■ **Dataset rows**
··········

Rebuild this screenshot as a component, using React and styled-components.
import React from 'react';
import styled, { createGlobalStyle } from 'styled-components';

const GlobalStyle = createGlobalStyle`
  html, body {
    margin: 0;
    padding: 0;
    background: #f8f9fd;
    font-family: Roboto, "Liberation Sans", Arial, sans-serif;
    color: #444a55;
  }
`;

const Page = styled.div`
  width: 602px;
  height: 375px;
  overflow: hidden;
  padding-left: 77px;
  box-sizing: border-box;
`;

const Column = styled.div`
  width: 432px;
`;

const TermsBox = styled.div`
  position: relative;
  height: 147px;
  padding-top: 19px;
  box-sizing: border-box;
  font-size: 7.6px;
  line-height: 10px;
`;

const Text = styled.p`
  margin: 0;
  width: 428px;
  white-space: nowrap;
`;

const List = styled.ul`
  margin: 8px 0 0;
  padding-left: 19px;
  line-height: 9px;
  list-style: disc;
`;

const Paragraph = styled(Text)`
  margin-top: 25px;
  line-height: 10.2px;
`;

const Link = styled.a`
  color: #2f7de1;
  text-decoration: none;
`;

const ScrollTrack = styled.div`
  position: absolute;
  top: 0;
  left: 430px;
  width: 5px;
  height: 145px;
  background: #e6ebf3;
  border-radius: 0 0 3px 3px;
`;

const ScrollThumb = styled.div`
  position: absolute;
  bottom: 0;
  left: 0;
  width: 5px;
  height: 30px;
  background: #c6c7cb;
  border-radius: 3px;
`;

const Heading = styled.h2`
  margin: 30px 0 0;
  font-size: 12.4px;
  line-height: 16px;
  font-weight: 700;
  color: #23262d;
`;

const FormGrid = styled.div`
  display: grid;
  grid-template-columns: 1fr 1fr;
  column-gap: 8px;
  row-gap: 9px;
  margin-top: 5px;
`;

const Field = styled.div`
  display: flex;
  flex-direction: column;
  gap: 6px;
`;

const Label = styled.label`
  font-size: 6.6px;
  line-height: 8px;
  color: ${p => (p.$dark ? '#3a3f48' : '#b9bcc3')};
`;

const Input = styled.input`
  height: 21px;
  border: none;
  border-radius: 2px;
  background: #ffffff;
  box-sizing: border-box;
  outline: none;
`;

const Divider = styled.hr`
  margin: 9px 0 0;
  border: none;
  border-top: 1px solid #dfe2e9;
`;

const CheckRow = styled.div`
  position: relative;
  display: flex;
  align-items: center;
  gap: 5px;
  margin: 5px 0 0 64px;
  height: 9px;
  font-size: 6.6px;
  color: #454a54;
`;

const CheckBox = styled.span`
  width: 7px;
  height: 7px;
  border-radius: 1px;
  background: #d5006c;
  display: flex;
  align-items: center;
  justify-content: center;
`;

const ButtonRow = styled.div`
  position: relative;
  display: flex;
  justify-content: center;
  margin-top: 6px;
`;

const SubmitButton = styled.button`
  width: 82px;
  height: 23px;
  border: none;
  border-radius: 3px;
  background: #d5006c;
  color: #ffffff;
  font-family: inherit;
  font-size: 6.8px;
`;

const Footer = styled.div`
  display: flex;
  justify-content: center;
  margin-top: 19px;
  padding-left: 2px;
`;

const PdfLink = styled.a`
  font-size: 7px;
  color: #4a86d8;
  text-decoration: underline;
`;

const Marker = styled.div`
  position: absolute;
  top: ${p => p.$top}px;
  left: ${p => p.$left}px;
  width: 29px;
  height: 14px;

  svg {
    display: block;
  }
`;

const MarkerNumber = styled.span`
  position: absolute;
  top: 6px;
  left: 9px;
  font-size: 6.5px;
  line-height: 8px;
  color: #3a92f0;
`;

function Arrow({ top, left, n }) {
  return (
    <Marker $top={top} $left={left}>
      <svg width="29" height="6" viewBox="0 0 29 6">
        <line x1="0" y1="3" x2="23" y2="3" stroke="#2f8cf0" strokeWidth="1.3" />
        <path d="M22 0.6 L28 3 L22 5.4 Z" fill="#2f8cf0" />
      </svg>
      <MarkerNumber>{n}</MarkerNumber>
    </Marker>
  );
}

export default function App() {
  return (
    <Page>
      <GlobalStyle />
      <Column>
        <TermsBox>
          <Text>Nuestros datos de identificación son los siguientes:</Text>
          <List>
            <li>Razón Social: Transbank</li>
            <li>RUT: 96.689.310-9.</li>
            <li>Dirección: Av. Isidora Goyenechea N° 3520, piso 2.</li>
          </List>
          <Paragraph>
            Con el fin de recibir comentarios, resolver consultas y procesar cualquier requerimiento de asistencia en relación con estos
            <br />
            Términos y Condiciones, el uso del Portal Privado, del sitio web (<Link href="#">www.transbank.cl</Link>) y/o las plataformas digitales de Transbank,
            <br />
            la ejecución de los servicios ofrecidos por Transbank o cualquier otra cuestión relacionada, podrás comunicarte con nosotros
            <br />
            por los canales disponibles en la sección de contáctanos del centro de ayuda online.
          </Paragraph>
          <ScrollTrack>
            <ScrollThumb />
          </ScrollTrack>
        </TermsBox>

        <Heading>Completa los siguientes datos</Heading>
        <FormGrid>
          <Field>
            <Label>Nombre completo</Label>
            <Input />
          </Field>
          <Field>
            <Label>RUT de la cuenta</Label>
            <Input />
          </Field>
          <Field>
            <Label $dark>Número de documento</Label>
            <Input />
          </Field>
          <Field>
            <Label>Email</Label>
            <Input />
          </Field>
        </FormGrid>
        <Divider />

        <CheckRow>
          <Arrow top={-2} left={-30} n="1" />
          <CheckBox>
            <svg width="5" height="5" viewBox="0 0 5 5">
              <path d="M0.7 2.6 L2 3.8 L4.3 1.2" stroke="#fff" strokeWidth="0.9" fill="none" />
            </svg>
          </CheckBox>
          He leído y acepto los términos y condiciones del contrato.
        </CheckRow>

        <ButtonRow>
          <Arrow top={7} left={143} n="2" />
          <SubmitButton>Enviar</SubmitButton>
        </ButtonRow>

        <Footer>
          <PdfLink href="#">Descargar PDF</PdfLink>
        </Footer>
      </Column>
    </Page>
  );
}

··········

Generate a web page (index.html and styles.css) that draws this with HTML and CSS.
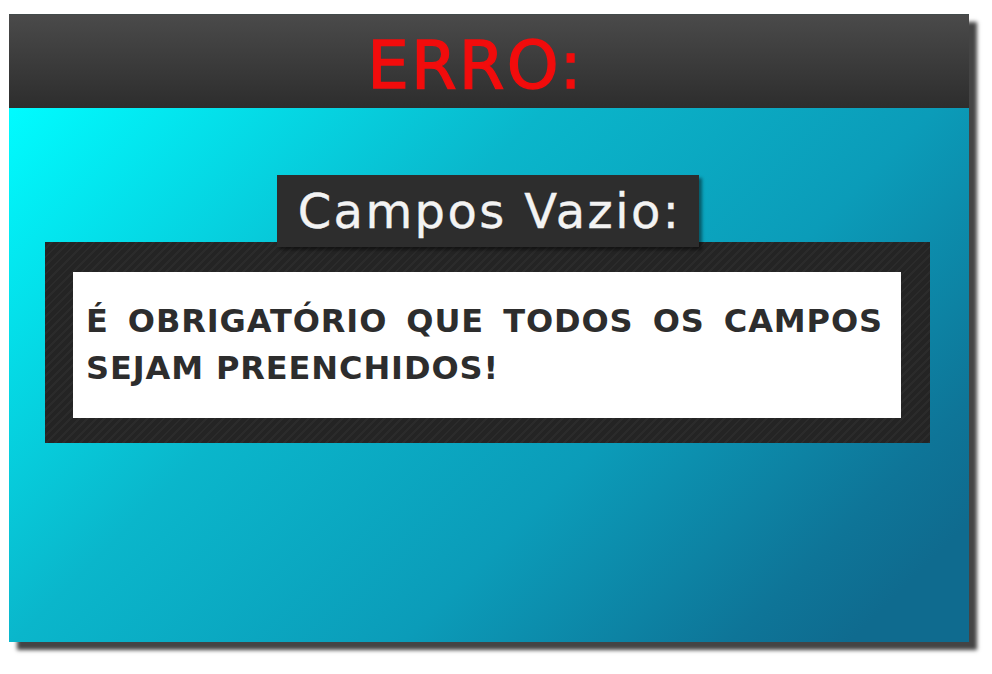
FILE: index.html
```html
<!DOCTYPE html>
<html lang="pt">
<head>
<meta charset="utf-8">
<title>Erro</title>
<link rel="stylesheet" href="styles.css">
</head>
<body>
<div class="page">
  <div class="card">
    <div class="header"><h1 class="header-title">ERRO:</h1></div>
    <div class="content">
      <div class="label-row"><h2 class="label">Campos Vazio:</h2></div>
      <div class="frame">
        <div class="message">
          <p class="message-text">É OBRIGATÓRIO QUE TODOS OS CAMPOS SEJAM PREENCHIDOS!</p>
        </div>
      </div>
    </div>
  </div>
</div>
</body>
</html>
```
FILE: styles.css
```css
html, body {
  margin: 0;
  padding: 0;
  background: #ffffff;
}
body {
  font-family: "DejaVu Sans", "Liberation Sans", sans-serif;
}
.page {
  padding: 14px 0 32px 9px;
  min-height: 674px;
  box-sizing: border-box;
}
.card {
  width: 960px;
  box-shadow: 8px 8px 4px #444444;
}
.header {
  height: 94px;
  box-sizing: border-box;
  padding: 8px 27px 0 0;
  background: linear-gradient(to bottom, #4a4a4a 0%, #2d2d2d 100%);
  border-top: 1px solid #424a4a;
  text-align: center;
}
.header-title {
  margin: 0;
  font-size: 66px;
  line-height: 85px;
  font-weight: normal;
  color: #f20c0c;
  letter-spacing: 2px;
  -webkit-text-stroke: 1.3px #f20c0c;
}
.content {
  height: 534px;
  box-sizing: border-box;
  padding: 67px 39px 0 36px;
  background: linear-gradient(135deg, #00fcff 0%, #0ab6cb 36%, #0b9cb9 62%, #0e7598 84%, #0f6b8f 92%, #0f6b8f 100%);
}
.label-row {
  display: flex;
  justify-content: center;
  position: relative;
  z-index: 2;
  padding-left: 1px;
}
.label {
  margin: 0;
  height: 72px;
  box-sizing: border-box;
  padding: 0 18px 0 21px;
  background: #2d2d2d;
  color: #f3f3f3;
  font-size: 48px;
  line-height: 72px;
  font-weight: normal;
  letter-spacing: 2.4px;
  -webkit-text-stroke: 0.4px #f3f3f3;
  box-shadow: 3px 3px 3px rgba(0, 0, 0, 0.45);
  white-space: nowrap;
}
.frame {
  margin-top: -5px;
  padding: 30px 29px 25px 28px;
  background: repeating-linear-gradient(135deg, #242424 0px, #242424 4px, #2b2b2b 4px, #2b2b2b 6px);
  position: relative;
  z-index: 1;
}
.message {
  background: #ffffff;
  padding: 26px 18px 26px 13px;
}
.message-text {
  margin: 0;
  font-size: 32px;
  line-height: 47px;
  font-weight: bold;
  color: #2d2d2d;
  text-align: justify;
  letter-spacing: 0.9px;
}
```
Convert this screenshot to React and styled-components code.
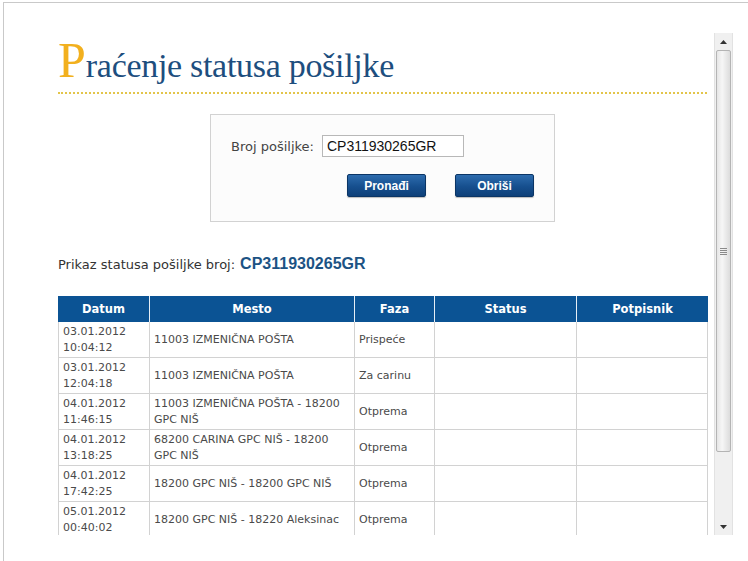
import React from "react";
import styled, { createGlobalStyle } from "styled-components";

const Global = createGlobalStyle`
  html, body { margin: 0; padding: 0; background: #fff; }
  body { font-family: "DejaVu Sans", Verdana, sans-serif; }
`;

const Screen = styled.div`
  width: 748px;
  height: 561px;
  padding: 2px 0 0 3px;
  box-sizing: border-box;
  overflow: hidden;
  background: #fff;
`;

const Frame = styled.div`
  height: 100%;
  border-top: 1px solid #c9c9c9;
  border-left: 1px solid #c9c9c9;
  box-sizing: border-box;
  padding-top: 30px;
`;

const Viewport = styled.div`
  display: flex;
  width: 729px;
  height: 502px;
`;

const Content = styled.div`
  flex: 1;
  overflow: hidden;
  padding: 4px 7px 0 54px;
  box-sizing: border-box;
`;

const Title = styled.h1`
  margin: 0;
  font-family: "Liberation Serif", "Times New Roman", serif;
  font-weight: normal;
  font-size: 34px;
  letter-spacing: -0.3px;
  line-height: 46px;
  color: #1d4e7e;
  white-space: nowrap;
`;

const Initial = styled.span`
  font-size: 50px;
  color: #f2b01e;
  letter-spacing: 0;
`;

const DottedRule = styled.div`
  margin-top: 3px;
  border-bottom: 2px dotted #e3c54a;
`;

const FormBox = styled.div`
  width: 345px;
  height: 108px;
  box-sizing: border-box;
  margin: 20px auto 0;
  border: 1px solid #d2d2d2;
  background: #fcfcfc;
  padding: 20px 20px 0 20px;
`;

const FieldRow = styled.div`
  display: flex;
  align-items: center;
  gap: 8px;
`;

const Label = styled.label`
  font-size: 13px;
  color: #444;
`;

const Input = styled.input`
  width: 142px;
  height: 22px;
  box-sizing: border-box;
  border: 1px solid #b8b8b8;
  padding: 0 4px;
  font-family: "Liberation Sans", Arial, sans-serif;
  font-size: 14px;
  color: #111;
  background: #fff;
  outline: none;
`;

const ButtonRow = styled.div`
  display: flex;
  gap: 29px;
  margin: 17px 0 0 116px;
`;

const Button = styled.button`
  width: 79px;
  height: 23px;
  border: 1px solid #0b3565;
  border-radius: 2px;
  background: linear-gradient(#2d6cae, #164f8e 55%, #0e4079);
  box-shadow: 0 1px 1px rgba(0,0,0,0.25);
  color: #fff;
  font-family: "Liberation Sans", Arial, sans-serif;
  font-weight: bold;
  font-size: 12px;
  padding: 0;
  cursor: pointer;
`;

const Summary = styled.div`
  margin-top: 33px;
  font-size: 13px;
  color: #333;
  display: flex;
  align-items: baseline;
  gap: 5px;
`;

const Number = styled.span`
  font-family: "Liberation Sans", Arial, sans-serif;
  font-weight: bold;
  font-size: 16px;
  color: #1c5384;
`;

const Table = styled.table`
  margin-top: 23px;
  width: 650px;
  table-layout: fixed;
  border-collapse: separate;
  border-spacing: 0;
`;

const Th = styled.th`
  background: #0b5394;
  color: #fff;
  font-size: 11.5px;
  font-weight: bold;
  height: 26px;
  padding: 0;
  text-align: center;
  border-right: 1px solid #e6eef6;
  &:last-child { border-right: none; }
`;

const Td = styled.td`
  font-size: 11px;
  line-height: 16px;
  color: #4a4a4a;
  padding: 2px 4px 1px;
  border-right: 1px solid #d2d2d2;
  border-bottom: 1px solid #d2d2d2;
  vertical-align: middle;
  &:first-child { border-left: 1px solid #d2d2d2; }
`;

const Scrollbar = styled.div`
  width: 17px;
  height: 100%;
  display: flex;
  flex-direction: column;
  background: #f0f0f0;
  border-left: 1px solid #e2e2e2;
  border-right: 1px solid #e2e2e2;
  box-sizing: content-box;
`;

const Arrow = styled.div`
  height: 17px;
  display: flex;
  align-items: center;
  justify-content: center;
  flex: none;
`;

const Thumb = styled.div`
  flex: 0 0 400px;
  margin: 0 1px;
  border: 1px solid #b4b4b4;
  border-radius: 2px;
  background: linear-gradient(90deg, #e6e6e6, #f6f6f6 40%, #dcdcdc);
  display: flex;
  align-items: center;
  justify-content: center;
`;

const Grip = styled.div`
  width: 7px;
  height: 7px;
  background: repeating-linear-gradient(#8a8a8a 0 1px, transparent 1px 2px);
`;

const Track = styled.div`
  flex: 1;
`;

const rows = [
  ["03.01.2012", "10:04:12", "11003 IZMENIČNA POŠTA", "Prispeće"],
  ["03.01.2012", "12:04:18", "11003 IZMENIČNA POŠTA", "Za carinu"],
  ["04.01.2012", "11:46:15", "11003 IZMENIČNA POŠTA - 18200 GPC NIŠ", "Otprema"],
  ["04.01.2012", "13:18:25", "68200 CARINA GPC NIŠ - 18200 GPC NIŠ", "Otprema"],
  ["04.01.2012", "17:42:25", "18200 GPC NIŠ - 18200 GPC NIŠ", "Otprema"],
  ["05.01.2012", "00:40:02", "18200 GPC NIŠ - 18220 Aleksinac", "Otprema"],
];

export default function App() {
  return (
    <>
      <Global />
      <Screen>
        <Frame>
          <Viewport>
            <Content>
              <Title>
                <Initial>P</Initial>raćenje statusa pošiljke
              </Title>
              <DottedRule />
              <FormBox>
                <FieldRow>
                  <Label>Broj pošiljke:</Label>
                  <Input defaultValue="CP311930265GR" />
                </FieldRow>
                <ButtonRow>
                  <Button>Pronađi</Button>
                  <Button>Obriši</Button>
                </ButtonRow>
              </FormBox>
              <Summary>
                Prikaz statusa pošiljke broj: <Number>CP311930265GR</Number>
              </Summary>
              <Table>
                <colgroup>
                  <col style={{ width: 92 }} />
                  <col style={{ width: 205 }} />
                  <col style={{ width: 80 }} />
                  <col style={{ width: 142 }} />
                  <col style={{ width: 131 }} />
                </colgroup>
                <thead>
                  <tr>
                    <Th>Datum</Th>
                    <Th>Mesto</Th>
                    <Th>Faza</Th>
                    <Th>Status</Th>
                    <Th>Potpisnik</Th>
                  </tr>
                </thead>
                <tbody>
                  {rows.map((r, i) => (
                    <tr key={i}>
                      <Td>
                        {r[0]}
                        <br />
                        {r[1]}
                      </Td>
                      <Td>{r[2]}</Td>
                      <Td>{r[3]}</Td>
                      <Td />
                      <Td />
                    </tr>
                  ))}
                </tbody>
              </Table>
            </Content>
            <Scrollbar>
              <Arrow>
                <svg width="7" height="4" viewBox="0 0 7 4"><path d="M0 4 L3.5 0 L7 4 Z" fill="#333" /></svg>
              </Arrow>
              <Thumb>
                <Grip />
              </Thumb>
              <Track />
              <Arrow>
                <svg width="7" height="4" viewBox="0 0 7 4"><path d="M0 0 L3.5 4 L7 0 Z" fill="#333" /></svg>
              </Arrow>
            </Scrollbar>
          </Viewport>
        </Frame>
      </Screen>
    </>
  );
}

··········

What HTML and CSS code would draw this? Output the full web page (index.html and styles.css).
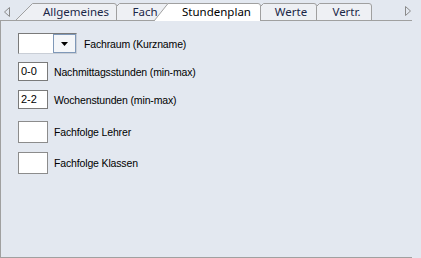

··········

■ **What you need to do**
Only the count is needed: the number of lines in the data that include the word "styles".

■ **Final result**
4